Performance that collapses under load. Code that is correct for one record and quadratic for a thousand: unbounded queries, missing pagination, no caching. The 1.42 times higher rate of performance issues CodeRabbit measured [3] tends to stay hidden until real traffic arrives.

How to decide what to keep, harden, or rebuild

Not every line needs the same treatment, and rebuilding everything would throw away the MVP's main benefit. We sort the code into three buckets, and the sorting itself is most of a review. The same judgement underlies how to review AI-generated code.

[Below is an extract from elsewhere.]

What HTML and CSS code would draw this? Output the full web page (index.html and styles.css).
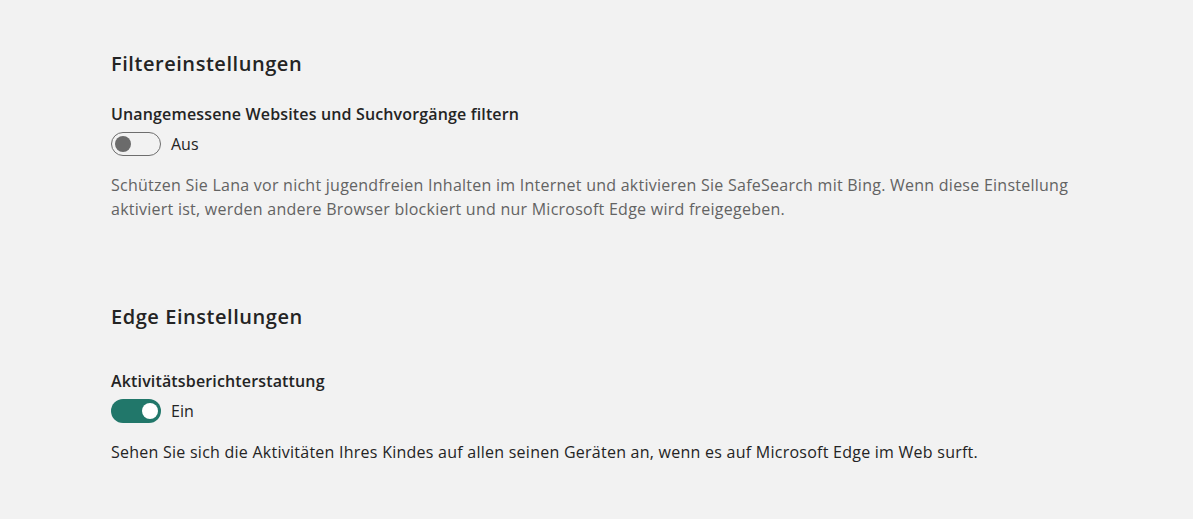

Signal in the code	Verdict
Correct, readable, low-risk, already covered by tests that assert	Keep
Right shape but missing authorisation, validation, tests or logging	Harden
Security-critical, performance-critical, built on hallucinated dependencies, or code nobody can explain	Rebuild

The deciding factors are blast radius (what breaks, and who is affected, if this fails), data sensitivity, how often the code changes, and how well the team understands it. Most AI-built code lands in "harden": the shape is right, and the work is to add authorisation, validation, real tests, error handling and logging. Rebuild is reserved for security-critical and performance-critical paths, anything resting on hallucinated dependencies, and code nobody can explain. Keep is for correct, readable, low-risk code already covered by tests that assert, and there is usually more of it than a nervous first look suggests.

An honest account of cost and sequence

Honesty about cost is part of the engineering. Productionisation is a real but bounded second pass, and far cheaper than a from-scratch rebuild, because the product shape, the data model and the happy-path behaviour already exist. The temptation is to ship the MVP as it stands and fix things later, but that is usually a false economy: unaddressed security gaps and silent failures compound, and the technical debt Forrester describes only grows as traffic arrives [7].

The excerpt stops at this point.